Considering the advanced tech in britain, 10 deaths per 10 000 000 is quite alot and 10 lives should be thought to be a large number as it is precious lives they are talking about.
There had been a case in the UK where a woman's two babies died one after the other. Then some apparent statistician concluded 'If the chance of that occuring is 1 in a million, then she must have killed her babies'. Later, a very long court of law had been doing research on it and she appeared to be innocent because some clever statistician then concluded: "1 in a million in a population of 10 million means she likely did not kill her babies because the chance is great they die at birth, in her population".
My professor stated:
"If there is a 1/1000.000 chance of a baby dying at birth, then if the population is 10.000.000 people, such deaths occur very frequently because it happens 10 times in 10.000.000."

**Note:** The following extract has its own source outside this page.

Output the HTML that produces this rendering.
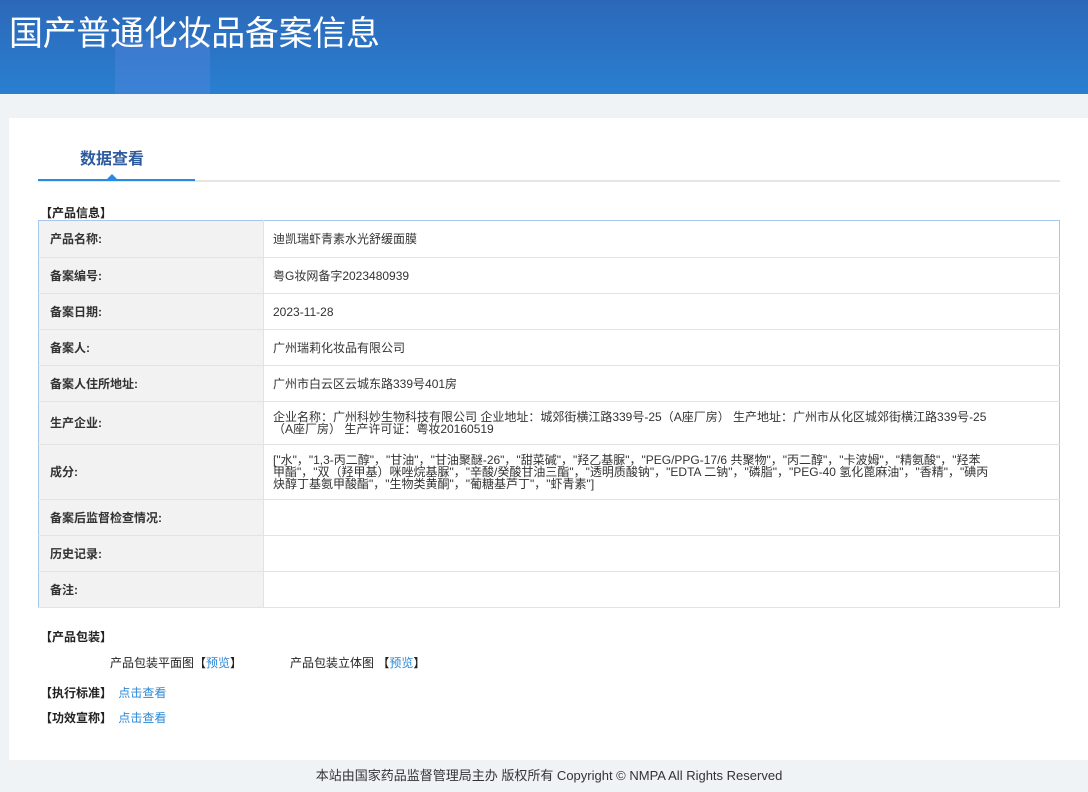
<!DOCTYPE html>
<html><head><meta charset="utf-8"><style>
*{margin:0;padding:0;box-sizing:border-box}
body{width:1088px;height:792px;background:#f0f3f6;font-family:"Liberation Sans","Noto Sans CJK SC",sans-serif;position:relative;overflow:hidden;color:#333}
.hd{position:absolute;left:0;top:0;width:1088px;height:94px;background:linear-gradient(180deg,#2c68b9 0%,#2a7fd0 100%);overflow:hidden}
.hd h1{position:absolute;left:9px;top:6px;color:#fff;font-size:34px;font-weight:normal;letter-spacing:-0.3px}
.panel{position:absolute;left:9px;top:118px;width:1079px;height:642px;background:#fff}
.tab{position:absolute;left:80px;top:145px;font-size:16px;font-weight:bold;color:#2d5b9e}
.line{position:absolute;left:38px;top:180px;width:1022px;height:2px;background:#e5e5e5}
.line2{position:absolute;left:38px;top:179px;width:157px;height:2px;background:#2a8ae0}
.tri{position:absolute;left:106px;top:174px;width:0;height:0;border-left:6px solid transparent;border-right:6px solid transparent;border-bottom:6px solid #2a8ae0}
.sec{position:absolute;font-size:12px;font-weight:bold;color:#222}
table{position:absolute;left:38px;top:220px;width:1022px;border-collapse:collapse;border:1px solid #a9c7ec;font-size:12px}
td{border-bottom:1px solid #e3e3e3;height:36px;padding:0 9px;vertical-align:middle;line-height:12px;color:#333}
td.l{width:225px;background:#f2f2f2;font-weight:bold;color:#333;border-right:1px solid #e3e3e3;padding:0 11px}
a{color:#2a88d8;text-decoration:none}
.t{position:absolute;font-size:12px;color:#222}
.ft{position:absolute;top:765px;left:0;width:1098px;text-align:center;font-size:13px;color:#333}
</style></head><body>
<div class="hd">
<div style="position:absolute;left:115px;top:40px;width:95px;height:60px;background:rgba(100,140,230,.3)"></div>
<h1>国产普通化妆品备案信息</h1>
</div>
<div class="panel"></div>
<div class="tab">数据查看</div>
<div class="line"></div><div class="line2"></div><div class="tri"></div>
<div class="sec" style="left:40px;top:204px">【产品信息】</div>
<table>
<tr><td class="l" style="height:37px">产品名称:</td><td>迪凯瑞虾青素水光舒缓面膜</td></tr>
<tr><td class="l">备案编号:</td><td>粤G妆网备字2023480939</td></tr>
<tr><td class="l">备案日期:</td><td>2023-11-28</td></tr>
<tr><td class="l">备案人:</td><td>广州瑞莉化妆品有限公司</td></tr>
<tr><td class="l">备案人住所地址:</td><td>广州市白云区云城东路339号401房</td></tr>
<tr><td class="l" style="height:43px">生产企业:</td><td>企业名称：广州科妙生物科技有限公司 企业地址：城郊街横江路339号-25（A座厂房） 生产地址：广州市从化区城郊街横江路339号-25<br>（A座厂房） 生产许可证：粤妆20160519</td></tr>
<tr><td class="l" style="height:55px">成分:</td><td>["水"，"1,3-丙二醇"，"甘油"，"甘油聚醚-26"，"甜菜碱"，"羟乙基脲"，"PEG/PPG-17/6 共聚物"，"丙二醇"，"卡波姆"，"精氨酸"，"羟苯<br>甲酯"，"双（羟甲基）咪唑烷基脲"，"辛酸/癸酸甘油三酯"，"透明质酸钠"，"EDTA 二钠"，"磷脂"，"PEG-40 氢化蓖麻油"，"香精"，"碘丙<br>炔醇丁基氨甲酸酯"，"生物类黄酮"，"葡糖基芦丁"，"虾青素"]</td></tr>
<tr><td class="l">备案后监督检查情况:</td><td></td></tr>
<tr><td class="l">历史记录:</td><td></td></tr>
<tr><td class="l">备注:</td><td></td></tr>
</table>
<div class="sec" style="left:40px;top:628px">【产品包装】</div>
<div class="t" style="left:110px;top:654px">产品包装平面图【<a>预览</a>】</div>
<div class="t" style="left:290px;top:654px">产品包装立体图 【<a>预览</a>】</div>
<div class="sec" style="left:40px;top:684px">【执行标准】 <a style="font-weight:normal;margin-left:3px">点击查看</a></div>
<div class="sec" style="left:40px;top:709px">【功效宣称】 <a style="font-weight:normal;margin-left:3px">点击查看</a></div>
<div class="ft">本站由国家药品监督管理局主办 版权所有 Copyright © NMPA All Rights Reserved</div>
</body></html>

I don't understand this reasoning at all. How is 10 times in 10.000.000 considered as 'very frequent'? Completely illogical to me.
When I asked someone else, they said that you cannot state it is very frequent by that number alone and that you need a 'base amount' (cf. Base rate fallacy - Wikipedia, the free encyclopedia). Frequency should be relative to the base amount.
The relative frequency in this case is 10/10.000.000. The absolute frequency could perhaps be obtained by using Bayes' theorem?
I still don't understand the logic behind the claim that 10/10.000.000 is 'very frequent'.
as you said without something to compare it to the phrase "very frequent" is meaningless. Compared to the number of people that spontaneously change gender 10 out of 10 million is quite frequent. Compared with the number of people that take sugar in their coffee it's not very frequent at all.
10 deaths in 10 million is 1 in a million so the two are equivalent. If the number of infant deaths is 10 in 10 million, Then the chances of a single mother's two infants both dying is given by
Pr[2 out of 2 infants dying] = $\left(\dfrac 1 {1000000}\right)^2 = 10^{-12}$
So the initial assertion of how likely a single mother losing both infants was off by a factor of a million.
It does seem unlikely that a single mother losing 2 infants is due to chance alone. But that is hardly justification for homicide charges without further evidence of foul play.